The current crisis centers around how little money Central States was able to collect from its members. That’s partially due to big employers like UPS dropping out and others going out of business. Critics, however, say there’s more to it than that.
“Like most union pension plans, Central States made promises it couldn’t keep,” the Heritage Foundation’s Rachel Greszler told Forbes. “They dug themselves into a deep hole.”
That hole was set to swallow Central States by 2025, according to a press release from the U.S. government’s Pension Benefit Guaranty Corporation.
Chantel Sheaks, U.S. Chamber of Commerce Executive Director of Retirement Policy, has a few bones to pick with critics like Greszler.
“If I hear one more time that these are union plans, I’m going to scream,” Sheaks told Forbes.
“They’re jointly administered by employers and unions. People don’t understand how they’re funded. The only contributions that go into these plans are made by employers. Unions don’t contribute to these at all.”
Arguments about nomenclature aside, Sheaks said that critics would do well to consider the broader picture.
“We could have rolled the dice and seen what happened,” Sheaks told Forbes. “If Central States hadn’t got the funding, the plan would have become insolvent. We’d have seen a lot more companies going bankrupt. That means less employees, less money going into communities. You also have employers that contribute to multiple plans. It leads to what we call the contagion effect. If a business would go bankrupt because of, say, Central States becoming insolvent, that business then can’t contribute to other plans it contributes to that are healthy.”
According to 2019 congressional testimony from Mariah Becker, the director of research and education for the advocacy group the National Coordinating Committee for Multiemployer Plans, the 10-year cost to the U.S. government of not finding a solution to the multiemployer pension crisis was between $170 billion and $240 billion. “These costs will continue for decades after the first 10-year budget window and, on a net present value basis, will cost between $332 billion and $479 billion over the 30-year period between 2019-2048,” Becker told Congress.

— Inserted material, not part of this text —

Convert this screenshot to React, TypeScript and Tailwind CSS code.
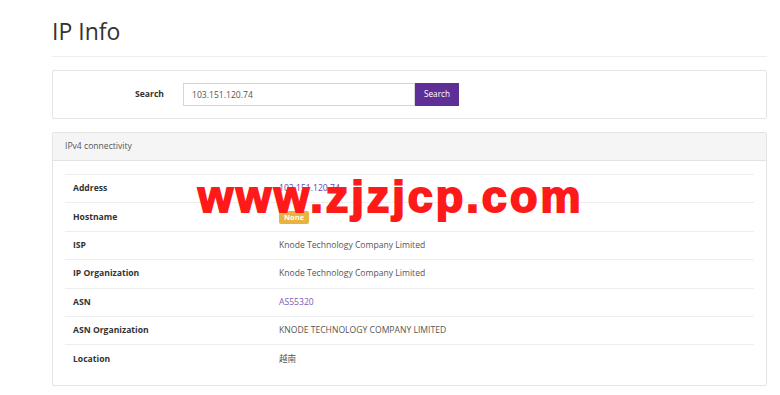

Charles Blahous, a senior research strategist at George Mason University’s Mercatus Center, told Forbes that rather than this being a good deal for taxpayers, “it’s the worst of all worlds from a cost perspective.”
“This is the worst course of action because it throws money at the problem without requiring multiemployer plans to reform how they operate,” Blahous said. “It does nothing to stop the bleeding. In fact it’s worse than that, because it rewards plan sponsors who failed to fund their pensions, so it incentivizes underfunding even more than doing nothing would have.”
Blahous said he knows why the bailout happened — a reward to workers who reliably vote Democrat. “It’s a political payoff,” he told Forbes. “That’s all it is. The thing that’s so dangerous is that it tells everyone who responsibly funded their pensions that they’re a sucker.”
Greszler of the Heritage Foundation said she sympathized with the workers, but there was no compelling economic reason for the bailout.
“There’s no argument for this other than we don’t want workers to lose benefits they were promised,” she told Forbes. “It’s an example of being politically too big to fail.”